Whilst reading this, contemplate how someone in Saxon England would never have been described as being unable to read, for 'read' had a quite different meaning.
Rabbit, that long-eared lagomorph that isn't a hare, is a comparatively recent term for all rabbits. As recently as the eighteenth century it referred to the young only, the adults were known as 'coneys' (pronounced to rhyme with 'money').
Race was not always a reference to a contest of speed, for in the thirteenth century it simply described any forward movement.
Raid is a synonym for 'attack' and particularly a military action. In the fifteenth century it referred specifically to an attack by mounted cavalry.
Random has undergone a very big change in meaning, for while we use it today to mean 'arbitrary, haphazard', in the fourteenth century it described 'great speed'.
Rank in the modern sense of 'foul, offensive' had two different uses in the twelfth century, either meaning 'proud' or 'fully grown'.
Ransack is to search untidily today, but its original meaning in the thirteenth century was simply 'to seek', with no suggestion of anything criminal.
Rascal or 'rogue' first came to English in the fourteenth century as a mass noun describing 'a rabble, encampment'.
Read is something you're doing right this minute, but in the days of Saxon England it meant 'think' or 'guess'.
Recipe is a Latin word meaning 'take' which is how it was first used in English when giving instructions or directions. This was used not only in the kitchens of fourteenth century England, but also in what passed for operating theatres.
Reduce or 'diminish' today but, in fourteenth century England, the original Latin meaning of 'to lead back' was still used.
Refund or 'repay' today, but in the fourteenth century it specifically meant 'pour back'.
Regular or 'steadily to a plan' today, but originally was only used in a religious sense as the opposite of 'secular'.
Relent is a synonym for 'forgive' or 'more often 'less strict' in the modern dictionary, but in the fourteenth century it was used to mean 'melt' or 'dissolve'.
Repertory is today only used for a theatre company, they typically have one company producing different plays. Very different se in the sixteenth century, when the word could be used to mean 'index, list, storehouse'.
Reprieve is something a prisoner will hope to hear, for it delays or relaxes punishment. Sixteenth century prisoners would have dreaded hearing they were reprieved, as it then referred to them being sent back to prison.
Restive, as in 'fidgety, restless', is another with the original meaning being quite the opposite, for in the sixteenth century it described someone who couldn't bring themselves to move.

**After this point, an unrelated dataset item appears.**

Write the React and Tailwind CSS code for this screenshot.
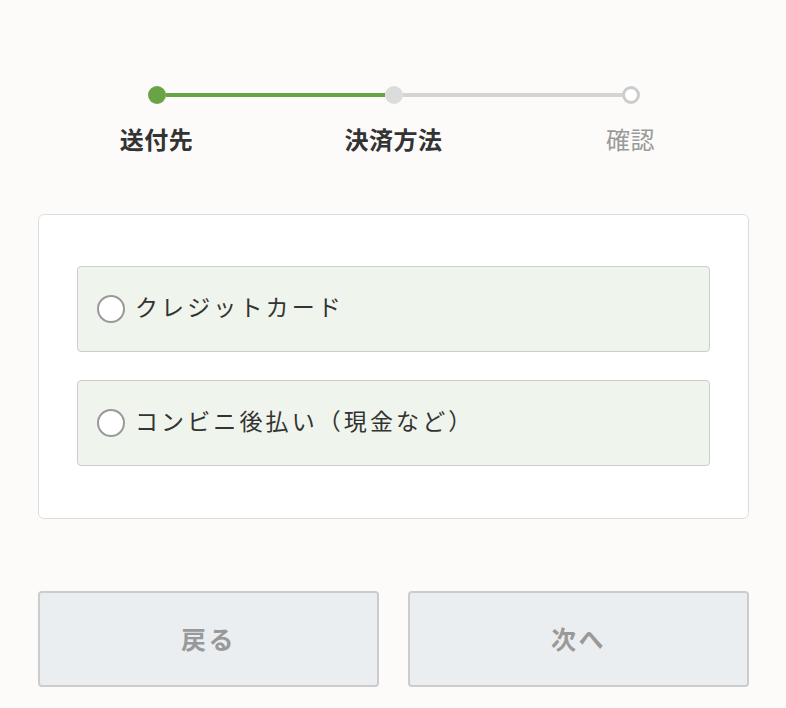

Reverie is probably best described today as 'a daydream, wistful', but when it first came to England in the fourteenth century, was used to describe wild delight, raucous celebrations - something rather different from the modern idea.
Ribald is to be coarse or lewd. In the sixteenth century it was a noun, a retainer of a minor nobleman who was a general dogsbody.
Romance, when it first came to English, referred to a tale of adventure told in verse form.
Rota, or 'list of duties', is from the Latin word rota meaning 'wheel' and was used as such from 1659 when the name of a London club. Not until the nineteenth century was 'rota' used to mean the same as 'roster'.